The next (and final) technology is smaller than small; it is nano, and it takes us all the way back to where we began When working with populations of small bees, there are ways of monitoring them via general and coarse sensors, measuring the environment and the behaviour of the insects in it. But what a relief it would be for the artist-researcher to be able to go to the wee tiny level, where interactions among bees can be directly observed, and the impact of activities (foraging, cleaning, making honey, dealing with invading parasites…) can be immediately experienced. Getting this embedded in an environment would also mean that the current difference, distance or absence of the observer could be overcome, allowing the observer to better merge with the ambience of the given context.D digitalisation provided a complete remodeling of the perception of an analog world. The advances in nanotechnology promise us the same: completely different perceptions and possibilities. But for now it is a specialist's job. Operating at a nano level means working in specialized labs with a few experts and a lot of experimenting. A lot of money is also necessary, and isan outspoken goal oriented involvement. And there is a lot of skepticism about the dangers we are now creating without knowing or looking ahead, like in genetics. But that is for another text. Probably the scientific-industrial apparatus is too busy with pattenting to set up camp with open source and creative-commons minded DIY media artists, though we share the same interests. Several nanolabs are working with sonification and visualisation, and traditionally take a designer for that purpose. But again, when extending the illustrative part, experimenting with the technology within a relevant environment and being able to synthesize the outcome within that same environment is certainly a challenge for both practices.
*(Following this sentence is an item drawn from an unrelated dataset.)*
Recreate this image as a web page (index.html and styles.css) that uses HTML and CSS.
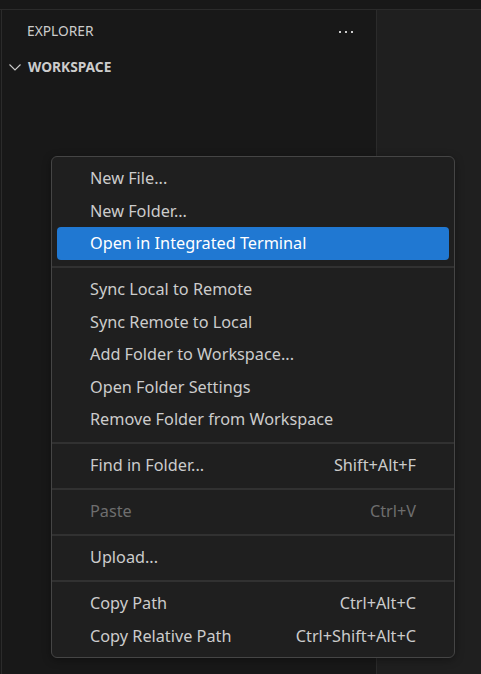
FILE: index.html
```html
<!DOCTYPE html>
<html>
<head>
<meta charset="utf-8">
<link rel="stylesheet" href="styles.css">
</head>
<body>
<div class="top"></div>
<div class="main">
  <div class="sidebar">
    <div class="title">
      <span class="title-text">EXPLORER</span>
      <svg class="dots" width="16" height="4" viewBox="0 0 16 4"><rect x="1" y="1" width="2" height="2" fill="#cccccc"/><rect x="7" y="1" width="2" height="2" fill="#cccccc"/><rect x="13" y="1" width="2" height="2" fill="#cccccc"/></svg>
    </div>
    <div class="section">
      <svg class="chev" width="14" height="14" viewBox="0 0 14 14"><path d="M1.5 4.5 L7 10 L12.5 4.5" fill="none" stroke="#cccccc" stroke-width="1.1"/></svg>
      <span class="section-text">WORKSPACE</span>
    </div>
  </div>
  <div class="editor"></div>
</div>
<div class="menu">
  <div class="item"><span>New File...</span></div>
  <div class="item"><span>New Folder...</span></div>
  <div class="item active"><span>Open in Integrated Terminal</span></div>
  <div class="sep"></div>
  <div class="item"><span>Sync Local to Remote</span></div>
  <div class="item"><span>Sync Remote to Local</span></div>
  <div class="item"><span>Add Folder to Workspace...</span></div>
  <div class="item"><span>Open Folder Settings</span></div>
  <div class="item"><span>Remove Folder from Workspace</span></div>
  <div class="sep"></div>
  <div class="item"><span>Find in Folder...</span><span class="key">Shift+Alt+F</span></div>
  <div class="sep"></div>
  <div class="item disabled"><span>Paste</span><span class="key">Ctrl+V</span></div>
  <div class="sep"></div>
  <div class="item"><span>Upload...</span></div>
  <div class="sep"></div>
  <div class="item"><span>Copy Path</span><span class="key">Ctrl+Alt+C</span></div>
  <div class="item"><span>Copy Relative Path</span><span class="key">Ctrl+Shift+Alt+C</span></div>
</div>
</body>
</html>
```
FILE: styles.css
```css
html, body {
  margin: 0;
  padding: 0;
  background: #181818;
  font-family: "Noto Sans", "Open Sans", sans-serif;
  color: #cccccc;
  height: 674px;
  overflow: hidden;
}
.top {
  height: 9px;
  border-bottom: 1px solid #2b2b2b;
  background: #181818;
}
.main {
  display: flex;
  height: 664px;
}
.sidebar {
  width: 374px;
  margin-left: 1px;
  border-left: 1px solid #2b2b2b;
  border-right: 1px solid #2b2b2b;
  background: #181818;
}
.editor {
  flex: 1;
  background: #1f1f1f;
}
.title {
  display: flex;
  align-items: center;
  justify-content: space-between;
  height: 41px;
  padding: 0 22px 0 25px;
}
.title-text {
  font-size: 13.75px;
}
.dots {
  display: block;
  margin-top: 2px;
}
.section {
  display: flex;
  align-items: center;
  height: 31px;
  padding-left: 6px;
}
.chev {
  display: block;
  margin-right: 6px;
}
.section-text {
  font-size: 13.75px;
  font-weight: 700;
}
.menu {
  position: absolute;
  left: 51px;
  top: 156px;
  width: 392px;
  padding: 5px;
  border: 1px solid #454545;
  border-radius: 6px;
  background: #1f1f1f;
  box-shadow: 0 2px 8px rgba(0, 0, 0, 0.36);
}
.item {
  display: flex;
  align-items: center;
  justify-content: space-between;
  height: 32.5px;
  padding: 0 33px;
  border-radius: 4px;
  font-size: 16.25px;
  color: #cccccc;
}
.item.active {
  background: #2078d2;
  color: #ffffff;
}
.item.disabled {
  color: #6e6e6e;
}
.sep {
  height: 13.5px;
  margin: 0 -5px;
}
.sep::after {
  content: "";
  display: block;
  height: 1px;
  background: #454545;
  transform: translateY(6.5px);
}
```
Imagine the above model applied as a nano system. Data analysis happens via bio sensors and probes, stored in a memory, or transmitted into one, that synthesizes patterns, where algorithms can interact to be rendered within the same environment as a set of nano actuators on (a)biotic components. Sound could become so different. But would it still be sound? Remember: is it still art?. Would it still be radio when it is transmitted into the smear of cosmetics on your skin? Photosynthetically powered and further transmitted as we shake hands. Maybe these questions are silly, but there is no way to find out other than to play with them. Within 10 years all will be set and settled again, protected and patented, functionalized in applications. Better to get it in line now with the other stuff we are playing with. And mostly let's bring it into an ecological media art context. Why not become a bee? And dance to the rhythms in the hive, aperiodically. Bees are both performers and audience. Sure it is art. And afterwards, let's shake hands, spread the feeling. Make 20-60,000 new friends. A generative nano radio.
Givan Bela, 3-kings-day 2012. Hranice CZ.